**Problem to work on:**
Locate each line containing the string "React" and copy it out.

**Raw data:**

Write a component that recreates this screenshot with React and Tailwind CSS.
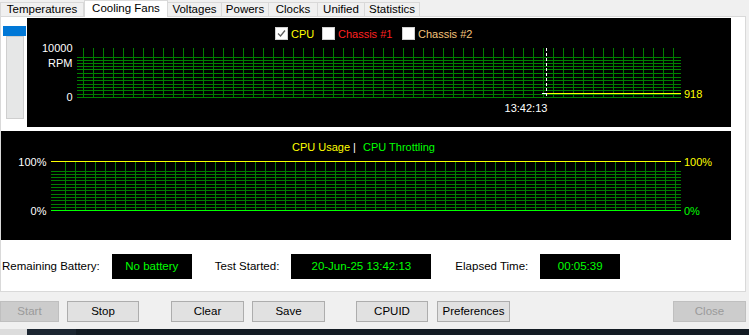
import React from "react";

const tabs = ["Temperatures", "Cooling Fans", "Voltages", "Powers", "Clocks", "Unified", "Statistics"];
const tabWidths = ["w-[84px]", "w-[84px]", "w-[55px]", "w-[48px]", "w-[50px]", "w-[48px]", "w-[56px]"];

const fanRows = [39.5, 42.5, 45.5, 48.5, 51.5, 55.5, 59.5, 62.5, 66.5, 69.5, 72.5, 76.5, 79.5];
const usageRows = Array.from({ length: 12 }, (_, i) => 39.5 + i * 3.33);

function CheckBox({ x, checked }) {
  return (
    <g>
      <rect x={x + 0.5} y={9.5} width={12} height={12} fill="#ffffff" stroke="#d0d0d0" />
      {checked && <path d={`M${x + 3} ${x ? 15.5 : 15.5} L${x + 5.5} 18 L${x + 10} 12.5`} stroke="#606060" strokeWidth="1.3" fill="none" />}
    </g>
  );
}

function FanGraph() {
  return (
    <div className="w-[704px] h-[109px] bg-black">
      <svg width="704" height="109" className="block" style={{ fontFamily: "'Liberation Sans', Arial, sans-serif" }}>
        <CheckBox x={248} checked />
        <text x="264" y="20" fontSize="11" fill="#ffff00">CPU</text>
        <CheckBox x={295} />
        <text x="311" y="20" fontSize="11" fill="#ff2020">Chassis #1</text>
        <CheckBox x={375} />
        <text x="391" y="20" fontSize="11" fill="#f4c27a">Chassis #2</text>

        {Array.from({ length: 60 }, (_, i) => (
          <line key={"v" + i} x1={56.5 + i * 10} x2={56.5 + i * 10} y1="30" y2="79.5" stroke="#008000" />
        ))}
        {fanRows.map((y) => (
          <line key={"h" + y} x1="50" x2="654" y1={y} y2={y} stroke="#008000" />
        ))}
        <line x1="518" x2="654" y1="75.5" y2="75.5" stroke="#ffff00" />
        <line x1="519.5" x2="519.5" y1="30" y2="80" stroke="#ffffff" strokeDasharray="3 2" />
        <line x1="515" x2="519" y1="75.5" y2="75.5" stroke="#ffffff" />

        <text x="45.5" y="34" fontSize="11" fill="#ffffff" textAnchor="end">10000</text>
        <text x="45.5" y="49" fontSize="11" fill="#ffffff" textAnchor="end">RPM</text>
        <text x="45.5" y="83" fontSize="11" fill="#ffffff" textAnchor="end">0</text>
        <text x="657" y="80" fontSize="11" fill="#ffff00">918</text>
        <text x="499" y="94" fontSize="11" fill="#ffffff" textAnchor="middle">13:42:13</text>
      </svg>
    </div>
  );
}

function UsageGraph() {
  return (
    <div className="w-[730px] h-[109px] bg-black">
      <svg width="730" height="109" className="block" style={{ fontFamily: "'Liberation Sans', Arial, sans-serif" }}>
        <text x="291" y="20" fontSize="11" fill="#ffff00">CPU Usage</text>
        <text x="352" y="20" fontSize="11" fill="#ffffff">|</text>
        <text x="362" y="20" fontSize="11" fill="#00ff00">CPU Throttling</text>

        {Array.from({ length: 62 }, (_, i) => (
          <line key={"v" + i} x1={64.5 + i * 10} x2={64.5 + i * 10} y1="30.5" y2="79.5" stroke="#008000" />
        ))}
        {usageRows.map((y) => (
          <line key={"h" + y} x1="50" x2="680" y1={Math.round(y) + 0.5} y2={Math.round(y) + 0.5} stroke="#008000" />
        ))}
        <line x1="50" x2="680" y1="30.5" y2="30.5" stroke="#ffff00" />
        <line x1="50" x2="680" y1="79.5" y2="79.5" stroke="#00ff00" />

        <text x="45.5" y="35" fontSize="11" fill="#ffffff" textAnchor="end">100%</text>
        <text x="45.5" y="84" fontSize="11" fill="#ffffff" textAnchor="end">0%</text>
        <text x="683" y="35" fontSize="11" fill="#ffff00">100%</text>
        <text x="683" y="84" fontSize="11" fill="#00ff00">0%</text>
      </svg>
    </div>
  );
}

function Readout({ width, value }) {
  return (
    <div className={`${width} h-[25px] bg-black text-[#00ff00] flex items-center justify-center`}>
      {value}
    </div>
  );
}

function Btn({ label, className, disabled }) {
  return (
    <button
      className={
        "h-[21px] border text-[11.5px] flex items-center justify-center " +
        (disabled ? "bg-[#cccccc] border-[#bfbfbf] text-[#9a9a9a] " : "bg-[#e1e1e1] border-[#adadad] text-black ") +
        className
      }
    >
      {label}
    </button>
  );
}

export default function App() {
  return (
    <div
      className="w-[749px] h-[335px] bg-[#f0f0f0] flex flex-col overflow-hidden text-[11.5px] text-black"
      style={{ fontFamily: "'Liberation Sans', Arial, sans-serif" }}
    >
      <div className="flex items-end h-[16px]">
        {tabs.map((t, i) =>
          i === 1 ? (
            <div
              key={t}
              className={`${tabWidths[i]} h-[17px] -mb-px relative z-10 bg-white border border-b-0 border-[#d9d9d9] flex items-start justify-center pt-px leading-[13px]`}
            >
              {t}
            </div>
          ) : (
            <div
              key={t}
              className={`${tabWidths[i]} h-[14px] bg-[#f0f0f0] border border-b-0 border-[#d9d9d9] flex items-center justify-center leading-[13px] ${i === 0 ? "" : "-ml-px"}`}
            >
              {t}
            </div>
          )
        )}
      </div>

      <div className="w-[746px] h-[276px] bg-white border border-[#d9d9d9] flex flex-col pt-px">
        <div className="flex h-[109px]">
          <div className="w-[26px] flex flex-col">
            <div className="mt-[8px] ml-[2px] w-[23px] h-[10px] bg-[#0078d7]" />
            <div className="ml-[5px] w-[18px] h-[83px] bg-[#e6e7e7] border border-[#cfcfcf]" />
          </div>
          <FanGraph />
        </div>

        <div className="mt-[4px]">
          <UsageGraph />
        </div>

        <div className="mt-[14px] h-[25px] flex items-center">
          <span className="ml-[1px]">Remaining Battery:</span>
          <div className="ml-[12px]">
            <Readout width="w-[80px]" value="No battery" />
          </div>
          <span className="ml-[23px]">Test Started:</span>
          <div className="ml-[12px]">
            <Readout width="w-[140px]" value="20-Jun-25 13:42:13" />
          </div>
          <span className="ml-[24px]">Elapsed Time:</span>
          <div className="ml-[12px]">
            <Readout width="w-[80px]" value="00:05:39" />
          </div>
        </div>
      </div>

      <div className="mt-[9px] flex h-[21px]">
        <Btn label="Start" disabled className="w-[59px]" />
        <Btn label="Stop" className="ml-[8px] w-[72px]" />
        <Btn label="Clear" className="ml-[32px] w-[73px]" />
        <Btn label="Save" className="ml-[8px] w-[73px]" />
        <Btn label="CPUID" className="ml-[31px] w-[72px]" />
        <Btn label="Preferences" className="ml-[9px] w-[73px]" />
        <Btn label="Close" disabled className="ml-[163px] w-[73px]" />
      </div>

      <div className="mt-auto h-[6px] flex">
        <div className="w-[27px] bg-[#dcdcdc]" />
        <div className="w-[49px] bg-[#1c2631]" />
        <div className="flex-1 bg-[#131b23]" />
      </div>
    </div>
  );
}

**Exercise solution:**
Write a component that recreates this screenshot with React and Tailwind CSS.
import React from "react";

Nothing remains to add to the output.